- Born: 30 March 2010 (age 16)

Gymnastics career
- Discipline: Rhythmic gymnastics
- Country represented: United States (2023–)
- Club: Pacific Stars Rhythmic Academy
- Medal record
Representing United States
Rhythmic gymnastics
Pacific Rim Championships
| Gold medal – first place | 2024 Cali | Team |
| Silver medal – second place | 2024 Cali | All-Around |
| Silver medal – second place | 2024 Cali | Ball |
| Silver medal – second place | 2024 Cali | Ribbonl |
Junior Pan American Championships
| Gold medal – first place | 2024 Ciudad de Guatemala | Team |
| Gold medal – first place | 2024 Ciudad de Guatemala | Clubs |
| Gold medal – first place | 2025 Asunción | Team |
| Silver medal – second place | 2025 Asunción | All-Around |
| Bronze medal – third place | 2025 Asunción | Ball |

= Dawn Kim =

American rhythmic gymnast (born 2010)

Dawn Kim (born 30 March 2010) is an American rhythmic gymnast. She represents the United States in international competitions.

== Career ==
Dawn entered the national team in 2023, her first year as a junior. In February she competed at Miss Valentine in Tartu, she finished 8th among the gymnasts born in 2010 and won silver with ball. At the USA Gymnastics Championships in Tulsa she was 24th in the All-Around.

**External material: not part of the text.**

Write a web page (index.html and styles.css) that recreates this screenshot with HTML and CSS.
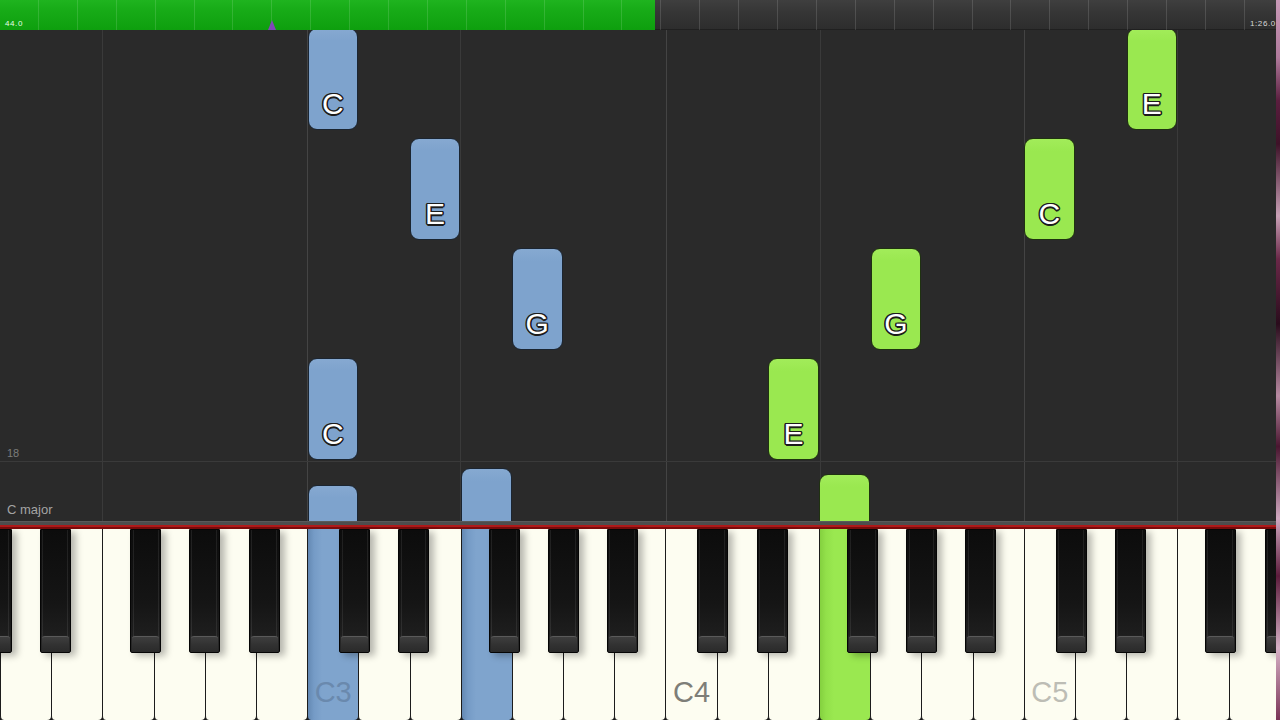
FILE: index.html
```html
<!DOCTYPE html>
<html lang="en">
<head>
<meta charset="utf-8">
<title>Piano roll</title>
<link rel="stylesheet" href="styles.css">
</head>
<body>
<div class="screen">
  <header class="timeline">
    <div class="progress"></div>
    <div class="rest"></div>
    <span class="time time-start">44.0</span>
    <span class="time time-end">1:26.0</span>
    <span class="marker"></span>
  </header>

  <main class="roll">
    <span class="vline" style="left:102px"></span>
    <span class="vline strong" style="left:307px"></span>
    <span class="vline" style="left:460px"></span>
    <span class="vline strong" style="left:666px"></span>
    <span class="vline" style="left:820px"></span>
    <span class="vline strong" style="left:1024px"></span>
    <span class="vline" style="left:1177px"></span>
    <span class="hline"></span>

    <div class="note blue" style="left:307.5px;top:-2px"><span class="note-label">C</span></div>
    <div class="note blue" style="left:409.8px;top:108px"><span class="note-label">E</span></div>
    <div class="note blue" style="left:512px;top:218px"><span class="note-label">G</span></div>
    <div class="note blue" style="left:307.5px;top:328px"><span class="note-label">C</span></div>
    <div class="note blue" style="left:307.5px;top:455px"></div>
    <div class="note blue" style="left:461px;top:438px"></div>

    <div class="note green" style="left:1126.6px;top:-2px"><span class="note-label">E</span></div>
    <div class="note green" style="left:1024.2px;top:108px"><span class="note-label">C</span></div>
    <div class="note green" style="left:870.6px;top:218px"><span class="note-label">G</span></div>
    <div class="note green" style="left:768.2px;top:328px"><span class="note-label">E</span></div>
    <div class="note green" style="left:819.4px;top:444px"></div>

    <span class="measure">18</span>
    <span class="key-name">C major</span>
  </main>

  <div class="divider"></div>

  <div class="keyboard">
    <div class="white"></div>
    <div class="white"></div>
    <div class="white"></div>
    <div class="white"></div>
    <div class="white"></div>
    <div class="white"></div>
    <div class="white hl-blue"><span class="key-label l-c3">C3</span></div>
    <div class="white"></div>
    <div class="white"></div>
    <div class="white hl-blue"></div>
    <div class="white"></div>
    <div class="white"></div>
    <div class="white"></div>
    <div class="white"><span class="key-label l-c4">C4</span></div>
    <div class="white"></div>
    <div class="white"></div>
    <div class="white hl-green"></div>
    <div class="white"></div>
    <div class="white"></div>
    <div class="white"></div>
    <div class="white"><span class="key-label l-c5">C5</span></div>
    <div class="white"></div>
    <div class="white"></div>
    <div class="white"></div>
    <div class="white"></div>

    <span class="black" style="left:-19.5px"></span>
    <span class="black" style="left:39.7px"></span>
    <span class="black" style="left:130.1px"></span>
    <span class="black" style="left:189.3px"></span>
    <span class="black" style="left:248.5px"></span>
    <span class="black" style="left:338.9px"></span>
    <span class="black" style="left:398.1px"></span>
    <span class="black" style="left:488.5px"></span>
    <span class="black" style="left:547.7px"></span>
    <span class="black" style="left:606.9px"></span>
    <span class="black" style="left:697.3px"></span>
    <span class="black" style="left:756.5px"></span>
    <span class="black" style="left:846.9px"></span>
    <span class="black" style="left:906.1px"></span>
    <span class="black" style="left:965.3px"></span>
    <span class="black" style="left:1055.7px"></span>
    <span class="black" style="left:1114.9px"></span>
    <span class="black" style="left:1205.3px"></span>
    <span class="black" style="left:1264.5px"></span>
  </div>

  <div class="edge"></div>
</div>
</body>
</html>
```

FILE: styles.css
```css
* { box-sizing: border-box; }

html, body {
  margin: 0;
  padding: 0;
}

body {
  background: #2a2a2a;
  font-family: "Liberation Sans", Arial, sans-serif;
  overflow: hidden;
}

.screen {
  position: relative;
  width: 1280px;
  height: 720px;
  display: flex;
  flex-direction: column;
  overflow: hidden;
  background: #2a2a2a;
}

/* ---------- timeline ---------- */
.timeline {
  position: relative;
  flex: none;
  height: 30px;
  display: flex;
}

.progress {
  width: 655px;
  background: linear-gradient(#1fb41f 0, #17ab17 35%, #0e9f0e 100%);
}

.rest {
  flex: 1;
  background: linear-gradient(#3f3f3f 0, #353535 45%, #2d2d2d 100%);
  border-bottom: 1px solid #202020;
}

.timeline::after {
  content: "";
  position: absolute;
  inset: 0;
  background: repeating-linear-gradient(90deg, transparent 0 37.9px, rgba(255, 255, 255, 0.13) 37.9px 38.9px);
  pointer-events: none;
}

.time {
  position: absolute;
  top: 19px;
  font-size: 8px;
  line-height: 9px;
  letter-spacing: 0.6px;
  z-index: 1;
}

.time-start {
  left: 5px;
  color: #e6ffe6;
}

.time-end {
  left: 1250px;
  color: #d8d8d8;
}

.marker {
  position: absolute;
  left: 268px;
  top: 20px;
  width: 0;
  height: 0;
  border-left: 4.5px solid transparent;
  border-right: 4.5px solid transparent;
  border-bottom: 10px solid #8048b8;
  z-index: 1;
}

/* ---------- piano roll ---------- */
.roll {
  position: relative;
  flex: none;
  height: 491px;
  background: #2a2a2a;
  overflow: hidden;
}

.vline {
  position: absolute;
  top: 0;
  bottom: 0;
  width: 1px;
  background: #3a3a3a;
}

.vline.strong {
  background: #444;
}

.hline {
  position: absolute;
  left: 0;
  right: 0;
  top: 431px;
  height: 1px;
  background: #3a3a3a;
}

.note {
  position: absolute;
  width: 50.5px;
  height: 102px;
  border-radius: 9px;
  border: 1px solid #18212c;
  display: flex;
  align-items: flex-end;
  justify-content: center;
  padding-bottom: 10px;
}

.note.blue {
  background: linear-gradient(#86a9d1 0, #7ea3cd 12px, #7ea3cd 100%);
  border-color: #1b2531;
}

.note.green {
  background: linear-gradient(#a2ec5a 0, #9ae850 12px, #9ae850 100%);
  border-color: #1f3210;
}

.note-label {
  font-size: 30px;
  line-height: 30px;
  color: #fff;
  text-shadow:
    -1.5px 0 #1c1c1c, 1.5px 0 #1c1c1c, 0 -1.5px #1c1c1c, 0 1.5px #1c1c1c,
    -1.1px -1.1px #1c1c1c, 1.1px -1.1px #1c1c1c, -1.1px 1.1px #1c1c1c, 1.1px 1.1px #1c1c1c;
}

.measure {
  position: absolute;
  left: 7px;
  top: 417px;
  font-size: 11px;
  line-height: 12px;
  color: #7c7c7c;
}

.key-name {
  position: absolute;
  left: 7px;
  top: 472px;
  font-size: 13px;
  line-height: 15px;
  color: #a4a4a4;
}

/* ---------- divider ---------- */
.divider {
  flex: none;
  height: 8px;
  background: linear-gradient(#5a5a5a 0 1px, #4d4d4d 1px 4px, #b01a1a 4px 6px, #7a0c0c 6px 8px);
}

/* ---------- keyboard ---------- */
.keyboard {
  position: relative;
  flex: 1;
  display: flex;
  background: #1b1b1b;
}

.white {
  flex: 0 0 51.2px;
  height: 100%;
  background: #fdfdf1;
  border-left: 1.5px solid #1c1c1c;
  border-radius: 0 0 4px 4px;
  display: flex;
  align-items: flex-end;
  justify-content: center;
  padding-bottom: 13px;
}

.white.hl-blue {
  background: linear-gradient(90deg, #6489b3 0, #759bc6 6px, #7fa4cd 14px, #7fa4cd 100%);
}

.white.hl-green {
  background: linear-gradient(90deg, #84d03f 0, #92e04a 6px, #9ae850 14px, #9ae850 100%);
}

.key-label {
  font-size: 29px;
  line-height: 29px;
}

.l-c3 { color: #6a89ad; }
.l-c4 { color: #7e7e78; }
.l-c5 { color: #bdbdb5; }

.black {
  position: absolute;
  top: 0;
  width: 31px;
  height: 124px;
  border: 1.5px solid #050505;
  border-radius: 0 0 2px 2px;
  background:
    linear-gradient(90deg, transparent 0 1.5px, rgba(255, 255, 255, 0.08) 1.5px 2.5px, transparent 2.5px calc(100% - 2.5px), rgba(255, 255, 255, 0.08) calc(100% - 2.5px) calc(100% - 1.5px), transparent calc(100% - 1.5px)),
    linear-gradient(#0c0c0c 0, #151515 60%, #1e1e1e 86%, #262626 88%);
  box-shadow: 5px 3px 7px rgba(0, 0, 0, 0.28);
}

.black::after {
  content: "";
  position: absolute;
  left: 1px;
  right: 1px;
  bottom: 0;
  height: 15px;
  border-top: 1px solid #5a5a5a;
  border-radius: 3px 3px 1px 1px;
  background: linear-gradient(#3e3e3e 0, #323232 50%, #2a2a2a 100%);
}

/* ---------- right edge (wallpaper behind window) ---------- */
.edge {
  position: absolute;
  top: 0;
  right: 0;
  width: 4px;
  height: 720px;
  background: linear-gradient(#c99ab8 0, #b07a9c 8%, #5a1e3e 14%, #3e1228 20%, #c9a0b6 30%, #6a2848 36%, #2a0c1c 45%, #b88aa2 55%, #4a1630 62%, #d0a8c0 72%, #5c1c3c 80%, #d6b0c6 90%, #7a3456 100%);
}
```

In 2024 she took part in the Aphrodite Cup in Athens, being 37th overall. In late April she was selected for the Pacific Rim in Cali, there she won gold in the team competition, along Jaelyn Chin, Isabella Chong, Megan Chu, Yana Golovan and Natalie de la Rosa, silver in the All-Around, with ball and with ribbon. A week later she was 5th overall at the Gdynia Rhythmic Stars tournament. She was then selected for the Pan American Championships in Guatemala City, there she was the gold medalist in teams, and with clubs. At nationals she was 7th in the All-Around and won silver with ribbon.

In 2025 she won bronze at the USA's championships, behind Alicia Liu and Natalie de la Rosa. A month later she took 11th place among those born in 2010 at the Aphrodite Cup. At the Pan American Championships she won gold in teams, silver in the All-Around and bronze with ball.